Fear #4: “The market is shaky. Have you seen what’s happening in the world? It’s not a good time to invest if it all ends tomorrow.”
We’re not going to lie and tell you everything is fine with the world; we don’t know that for sure. But here’s what we do know: all we can do is work with what we have now and take care of ourselves and those closest to us. And to do that, financial stability matters, whether we like it or not.
Yes, the market is volatile. But guess what? It has been volatile many times before and historically, it has recovered.
If you’re worried about investing when prices seem high, one simple principle might help: time in the market beats timing the market. Prices will always fluctuate. Statistically, long-term investors have not only weathered volatility but also beaten inflation over time.
Fear #5: “Investing is time-consuming. I don’t have the mental capacity to learn and manage it.”

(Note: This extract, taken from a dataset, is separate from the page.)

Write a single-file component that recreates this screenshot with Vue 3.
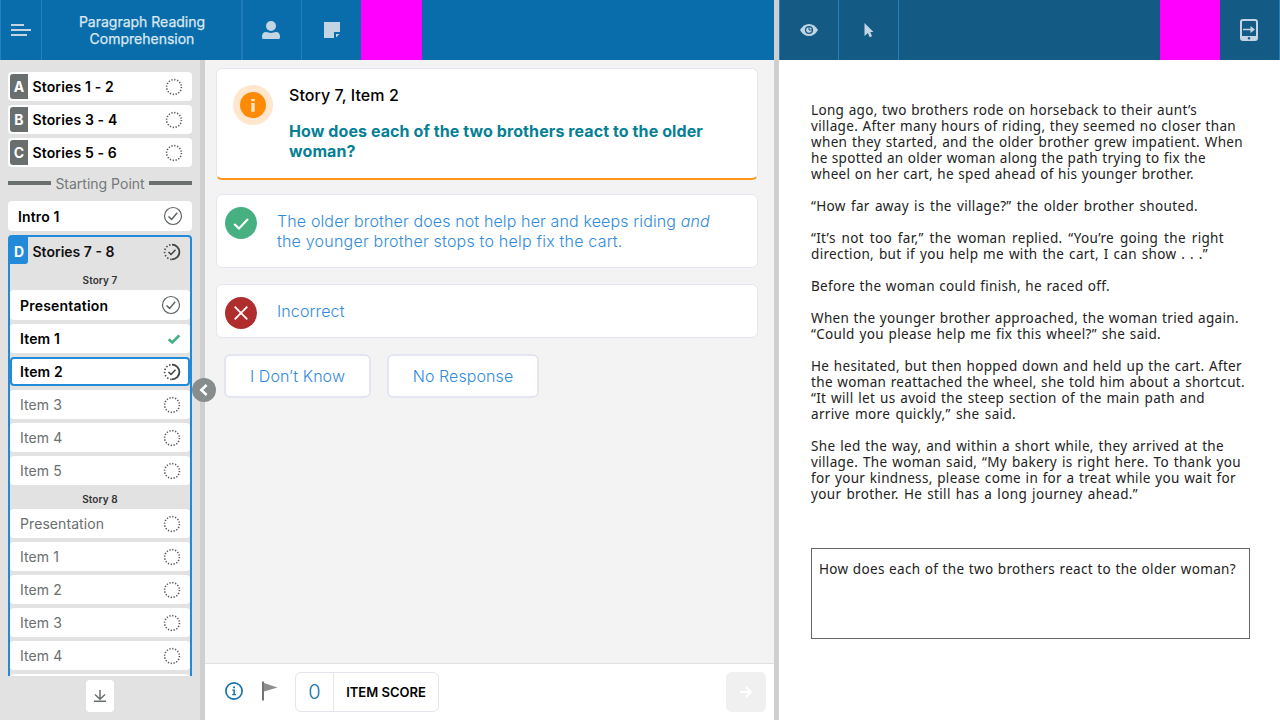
<script setup>
const blocks = [
  { letter: 'A', name: 'Stories 1 - 2' },
  { letter: 'B', name: 'Stories 3 - 4' },
  { letter: 'C', name: 'Stories 5 - 6' },
]
const stories = [
  {
    title: 'Story 7',
    rows: [
      { name: 'Presentation', state: 'done', tall: true },
      { name: 'Item 1', state: 'correct' },
      { name: 'Item 2', state: 'progress', current: true },
      { name: 'Item 3', state: 'todo' },
      { name: 'Item 4', state: 'todo' },
      { name: 'Item 5', state: 'todo' },
    ],
  },
  {
    title: 'Story 8',
    rows: [
      { name: 'Presentation', state: 'todo' },
      { name: 'Item 1', state: 'todo' },
      { name: 'Item 2', state: 'todo' },
      { name: 'Item 3', state: 'todo' },
      { name: 'Item 4', state: 'todo' },
      { name: '', state: 'todo' },
    ],
  },
]
const passage = [
  [
    ['Long ago, two brothers rode on horseback to their aunt’s', 386],
    ['village. After many hours of riding, they seemed no closer than', 425],
    ['when they started, and the older brother grew impatient. When', 432],
    ['he spotted an older woman along the path trying to fix the', 395],
    ['wheel on her cart, he sped ahead of his younger brother.', 383],
  ],
  [['“How far away is the village?” the older brother shouted.', 387]],
  [
    ['“It’s not too far,” the woman replied. “You’re going the right', 413],
    ['direction, but if you help me with the cart, I can show . . .”', 397],
  ],
  [['Before the woman could finish, he raced off.', 299]],
  [
    ['When the younger brother approached, the woman tried again.', 428],
    ['“Could you please help me fix this wheel?” she said.', 350],
  ],
  [
    ['He hesitated, but then hopped down and held up the cart. After', 431],
    ['the woman reattached the wheel, she told him about a shortcut.', 434],
    ['“It will let us avoid the steep section of the main path and', 394],
    ['arrive more quickly,” she said.', 205],
  ],
  [
    ['She led the way, and within a short while, they arrived at the', 413],
    ['village. The woman said, “My bakery is right here. To thank you', 430],
    ['for your kindness, please come in for a treat while you wait for', 425],
    ['your brother. He still has a long journey ahead.”', 327],
  ],
]
</script>

<template>
  <div class="app">
    <section class="left">
      <header class="bar">
        <div class="cell menu">
          <svg width="20" height="12" viewBox="0 0 20 12"><path d="M0 1h13M0 6h20M0 11h16" stroke="#c3d5e3" stroke-width="2" /></svg>
        </div>
        <div class="cell title">Paragraph Reading<br />Comprehension</div>
        <div class="cell tool">
          <svg width="18" height="18" viewBox="0 0 18 18" fill="#c3d5e3"><circle cx="9" cy="5" r="5" /><path d="M4 11C6 11 7 12 9 12S12 11 14 11C16.600 11 18 13 18 15.500V16.500Q18 18 16.500 18H1.500Q0 18 0 16.500V15.500C0 13 1.400 11 4 11Z" /></svg>
        </div>
        <div class="cell tool">
          <svg width="16" height="16" viewBox="0 0 16 16" fill="#c3d5e3"><path d="M0 0H16V10H10V16H0ZM12 15.500V12H15.500Z" /></svg>
        </div>
        <div class="mask"></div>
      </header>

      <div class="body">
        <aside class="side">
          <div class="list">
            <div v-for="b in blocks" :key="b.letter" class="row block">
              <b class="badge">{{ b.letter }}</b><span>{{ b.name }}</span>
              <svg class="ic" width="18" height="18" viewBox="0 0 18 18"><circle cx="9" cy="9" r="7.400" class="dots" /></svg>
            </div>
            <div class="start"><i></i><span>Starting Point</span><i></i></div>
            <div class="row intro">
              <span>Intro 1</span>
              <svg class="ic done" width="20" height="20" viewBox="0 0 20 20"><circle cx="10" cy="10" r="8.500" /><path d="M5.500 10.500L8.600 13.400L14.200 6.700" stroke-width="1.500" /></svg>
            </div>
            <div class="group">
              <div class="ghead">
                <b class="badge">D</b><span>Stories 7 - 8</span>
                <svg class="ic" width="18" height="18" viewBox="0 0 18 18" fill="none" stroke="#3f4242"><path d="M9 1.600A7.400 7.400 0 0 1 9 16.400" stroke-width="1.800" /><path d="M9 1.600A7.400 7.400 0 0 0 9 16.400" stroke-width="1.600" stroke-dasharray="1.400 1.900" stroke-dashoffset="-1.500" /><path d="M5.500 9L8 11.500L12.500 6.800" stroke-width="1.500" /></svg>
              </div>
              <template v-for="s in stories" :key="s.title">
                <div class="story">{{ s.title }}</div>
                <div v-for="r in s.rows" :key="r.name" class="row item" :class="[r.state, { current: r.current, tall: r.tall }]">
                  <span>{{ r.name }}</span>
                  <svg v-if="r.state === 'todo'" class="ic" width="18" height="18" viewBox="0 0 18 18"><circle cx="9" cy="9" r="7.400" class="dots" /></svg>
                  <svg v-else-if="r.state === 'done'" class="ic done" width="20" height="20" viewBox="0 0 20 20"><circle cx="10" cy="10" r="8.500" /><path d="M5.500 10.500L8.600 13.400L14.200 6.700" stroke-width="1.500" /></svg>
                  <svg v-else-if="r.state === 'correct'" class="ic" width="14" height="12" viewBox="0 0 14 12"><path d="M1.700 6.200L5.300 9.500L12.300 2.400" fill="none" stroke="#45b080" stroke-width="2.700" /></svg>
                  <svg v-else class="ic" width="18" height="18" viewBox="0 0 18 18" fill="none" stroke="#3f4242"><path d="M9 1.600A7.400 7.400 0 0 1 9 16.400" stroke-width="1.800" /><path d="M9 1.600A7.400 7.400 0 0 0 9 16.400" stroke-width="1.600" stroke-dasharray="1.400 1.900" stroke-dashoffset="-1.500" /><path d="M5.500 9L8 11.500L12.500 6.800" stroke-width="1.500" /></svg>
                </div>
              </template>
            </div>
          </div>
          <div class="down">
            <svg width="14" height="14" viewBox="0 0 14 14" fill="none" stroke="#696e6e" stroke-width="1.500"><path d="M7 1V10M2 5.500L7 10.300L12 5.500M1 12.300H13" /></svg>
          </div>
          <div class="collapse">
            <svg width="24" height="24" viewBox="0 0 24 24"><path d="M14.600 7L9.300 12L14.600 17" fill="none" stroke="#fff" stroke-width="2.500" /></svg>
          </div>
        </aside>

        <main class="main">
          <div class="content">
            <div class="card question">
              <div class="halo">
                <svg width="26" height="26" viewBox="0 0 26 26"><circle cx="13" cy="13" r="13" fill="#ff8a05" /><path d="M11.300 6.900H14.700V9.200H11.300ZM11.300 11H14.700V19.700H11.300Z" fill="#ffe4c5" /></svg>
              </div>
              <div class="qtext">
                <div class="qtitle">Story 7, Item 2</div>
                <div class="q">How does each of the two brothers react to the older<br />woman?</div>
              </div>
            </div>
            <div class="card answer first">
              <svg width="32" height="32" viewBox="0 0 32 32"><circle cx="16" cy="16" r="16" fill="#46b081" /><path d="M9.200 17L14 21.500L23 12" fill="none" stroke="#fff" stroke-width="2.200" /></svg>
              <div><span class="a1">The older brother does not help her and keeps riding <em>and</em></span><br /><span class="a2">the younger brother stops to help fix the cart.</span></div>
            </div>
            <div class="card answer second">
              <svg width="32" height="32" viewBox="0 0 32 32"><circle cx="16" cy="16" r="16" fill="#b02d2d" /><path d="M9.700 9.700L22.300 22.300M22.300 9.700L9.700 22.300" stroke="#fff" stroke-width="1.800" /></svg>
              <div class="a1">Incorrect</div>
            </div>
            <div class="buttons">
              <button class="dk">I Don’t Know</button>
              <button class="nr">No Response</button>
            </div>
          </div>
          <footer class="foot">
            <svg class="info" width="18" height="18" viewBox="0 0 18 18"><circle cx="9" cy="9" r="8.100" fill="none" stroke="#1672ad" stroke-width="1.700" /><path d="M8.200 4.600H10V6.300H8.200ZM7.300 7.600H9.900V12H11V13.200H7.200V12H8.400V8.700H7.300Z" fill="#1672ad" /></svg>
            <svg class="flag" width="16" height="20" viewBox="0 0 16 20"><path d="M1 .500V19.500" stroke="#666" stroke-width="1.800" /><path d="M2 2L15.500 6.500L2 10.500Z" fill="#8e8e8e" /></svg>
            <div class="score"><span class="num">0</span><span class="lab">ITEM SCORE</span></div>
            <div class="next"><svg width="14" height="14" viewBox="0 0 14 14" fill="none" stroke="#fff" stroke-width="2"><path d="M1 7H12M7 2L12 7L7 12" /></svg></div>
          </footer>
        </main>
      </div>
    </section>

    <section class="right">
      <header class="bar dark">
        <div class="cell eye">
          <svg width="18" height="12" viewBox="0 0 18 12"><path d="M0 6Q3.500 0 9 0T18 6Q14.500 12 9 12T0 6Z" fill="#c3d5e3" /><circle cx="9" cy="6" r="4.100" fill="#135b85" /><circle cx="9" cy="6" r="2.800" fill="#c3d5e3" /><path d="M9 3V6H12" fill="none" stroke="#135b85" stroke-width="1" /></svg>
        </div>
        <div class="cell tool pointer">
          <svg width="10" height="15" viewBox="0 0 10 15"><path d="M.500 0L9.500 9H6.300L8 13.200L5.700 14.200L3.900 10L.500 13Z" fill="#c3d5e3" /></svg>
        </div>
        <div class="mask"></div>
        <div class="cell device">
          <svg width="18" height="22" viewBox="0 0 18 22"><rect x="1" y="1" width="16" height="20" rx="2" fill="none" stroke="#c3d5e3" stroke-width="2" /><path d="M1 17H17V21H1Z" fill="#c3d5e3" /><circle cx="9" cy="19.200" r="1.200" fill="#135b85" /><path d="M3 9.800H10.500V7L15 10.500L10.500 14V11.200H3Z" fill="#c3d5e3" /></svg>
        </div>
      </header>
      <article class="passage">
        <p v-for="(p, i) in passage" :key="i">
          <span v-for="l in p" :key="l[0]" class="line" :style="{ width: l[1] + 'px' }">{{ l[0] }}</span>
        </p>
        <div class="box"><span class="line" :style="{ width: '417px' }">How does each of the two brothers react to the older woman?</span></div>
      </article>
    </section>
  </div>
</template>

<style>
body { margin: 0; overflow: hidden; }
</style>

<style scoped>
.app { display: flex; width: 1280px; height: 720px; overflow: hidden; background: #fff; font-family: Inter, "Liberation Sans", sans-serif; color: #000; }
.app * { box-sizing: border-box; }
svg { display: block; flex: none; }
.left { width: 774px; display: flex; flex-direction: column; }
.right { width: 506px; border-left: 5px solid #cfcfcf; }
.bar { display: flex; height: 60px; background: #0a6dab; flex: none; border-left: 1px solid #2580bd; }
.bar.dark { background: #135b85; border-right: 1px solid #2580bd; }
.cell { display: flex; align-items: center; justify-content: center; border-right: 1px solid #2580bd; }
.menu { width: 41px; }
.title { width: 201px; border-right-width: 2px; border-right-color: #1f7bb8; font-size: 14px; line-height: 17px; text-align: center; color: #dbe8f2; padding: 0 0 1px 1px; -webkit-text-stroke: .25px #dbe8f2; }
.left .tool { width: 59px; padding-right: 2px; }
.left .tool + .tool { width: 59px; padding-right: 0; border-right: 0; }
.mask { width: 60px; background: #f0f; }
.left .mask { width: 61px; }
.eye { width: 59px; }
.right .tool { width: 60px; }
.right .mask { margin-left: auto; }
.device { width: 59px; border: 0; padding-right: 1px; }
.body { display: flex; flex: 1; min-height: 0; }
.side { position: relative; width: 205px; background: #e2e2e2; border-right: 5px solid #cfcfcf; }
.list { height: 616px; overflow: hidden; padding: 12px 8px 0; }
.row { display: flex; align-items: center; height: 29px; margin-bottom: 4px; border-radius: 4px; background: #fff; font-size: 14px; font-weight: 600; letter-spacing: .14px; }
.ic { margin-left: auto; }
.dots { fill: none; stroke: #555a5a; stroke-width: 1.600; stroke-dasharray: 1.250 1.656; }
.done { fill: none; stroke: #5f6464; stroke-width: 1.200; }
.block { padding: 0 9px 0 2px; }
.badge { width: 18px; height: 25px; line-height: 26px; margin-right: 4.500px; border-radius: 3px 0 0 3px; background: #696e6e; color: #fff; text-align: center; font-weight: 700; font-size: 14px; letter-spacing: 0; }
.start { display: flex; align-items: center; gap: 4px; height: 24px; margin-bottom: 6px; font-size: 14px; color: #737878; }
.start i { flex: 1; height: 4px; background: #696e6e; }
.intro { height: 30px; padding: 0 9px 0 10px; }
.group { border: 2px solid #238ada; border-radius: 4px 4px 0 0; height: 600px; }
.ghead { display: flex; align-items: center; height: 30px; padding-right: 9px; font-size: 14px; font-weight: 600; }
.ghead .badge { align-self: flex-start; height: 27px; line-height: 30px; background: #238ada; border-radius: 0 0 3px 0; }
.ghead .badge + span { color: #111; padding-bottom: 1px; }
.story { height: 23px; font-size: 10px; font-weight: 600; line-height: 27px; text-align: center; color: #333; letter-spacing: .08px; }
.todo + .story { height: 20px; line-height: 20px; }
.item { padding: 0 9px 0 10px; }
.item.tall { height: 30px; letter-spacing: .2px; }
.item.todo { font-weight: 400; color: #696e6e; letter-spacing: .08px; }
.item.current { border: 2px solid #238ada; padding: 0 7px 0 8px; }
.down { display: flex; align-items: center; justify-content: center; width: 28px; height: 32px; margin: 4px auto 0; border-radius: 4px; background: #fff; }
.collapse { position: absolute; left: 192px; top: 318px; width: 24px; height: 24px; border-radius: 50%; background: #878c8c; z-index: 2; }
.main { width: 569px; display: flex; flex-direction: column; background: #f3f3f3; }
.content { flex: 1; padding: 8px 16px 0 11px; }
.card { display: flex; background: #fff; border: 1px solid #e3e6f1; border-radius: 6px; }
.question { height: 112px; border-bottom: 2px solid #ff9519; padding: 16px; }
.halo { display: flex; align-items: center; justify-content: center; width: 40px; height: 40px; border-radius: 50%; background: #ffe6cc; }
.qtext { margin-left: 16px; }
.qtitle { font-size: 16px; font-weight: 500; line-height: 20px; letter-spacing: .06px; }
.q { margin-top: 16px; font-size: 16px; line-height: 20px; font-weight: 700; color: #068094; letter-spacing: .09px; }
.answer { padding: 12px 8px; font-size: 16px; line-height: 20px; color: #318bdc; font-weight: 300; }
.answer > div { margin: 4px 0 0 20px; }
.a1 { letter-spacing: .13px; }
.a2 { letter-spacing: .21px; }
.first { height: 74px; margin-top: 14px; }
.second { height: 54px; margin-top: 16px; }
.buttons { display: flex; gap: 16px; padding: 16px 8px; }
button { height: 44px; padding: 0; border: 2px solid #e3e6f1; border-radius: 6px; background: #fff; color: #318bdc; font: 300 16px Inter, "Liberation Sans", sans-serif; letter-spacing: .08px; }
.dk { width: 147px; }
.nr { width: 152px; }
.foot { display: flex; align-items: center; height: 57px; padding: 0 8px 0 20px; border-top: 1px solid #e0e0e0; background: #fff; }
.info { margin-top: -2px; }
.flag { margin: -2px 17px 0 19px; }
.score { display: flex; width: 144px; height: 40px; border: 1px solid #e3e6f1; border-radius: 6px; }
.num { width: 38px; line-height: 38px; border-right: 1px solid #e3e6f1; text-align: center; font-size: 20px; font-weight: 300; color: #1672ad; }
.lab { flex: 1; line-height: 39px; text-align: center; font-size: 13px; font-weight: 600; }
.next { display: flex; align-items: center; justify-content: center; width: 40px; height: 40px; margin-left: auto; border-radius: 6px; background: #f0f0f0; }
.passage { padding: 42px 30px 0 32px; font: 13.500px/16px "Noto Sans", "Open Sans", sans-serif; letter-spacing: .34px; color: #222; }
.passage p { margin: 0 0 16px; }
.line { display: block; white-space: nowrap; text-align-last: justify; }
.box { width: 439px; height: 91px; margin-top: 46px; padding: 12px 7px; border: 1px solid #666; }
</style>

Fair point, we won’t argue. Like anything in life, getting a basic understanding takes some effort. But honestly? Basic investing is not rocket science. Plenty of people figure it out, and you can too.
There are plenty of beginner-friendly resources (including ours!) where you can learn without having to look up every second word. The trick is to start — clarity will come as you go.
As for the time commitment: it’s really up to you. A typical portfolio doesn’t require daily check-ins. In fact, it’s better to rebalance it just a few times a year. Many investment platforms even allow you to automate your contributions, saving you time and mental load.
Fear #6: “The market will crash and I’ll lose everything.”
Market fluctuations happen all the time, sometimes dramatically — but historically, every crash has been followed by recovery. Always keep long-term planning in mind: you don’t have to pull your money out during a downturn. In fact, the worst move is often selling at the bottom.
Think of the market like the ocean tide: there’s no flow without ebb.
We know these are just a few drops in the ocean of fears first-time investors face. But we’re here to tackle them — and to build a plan together.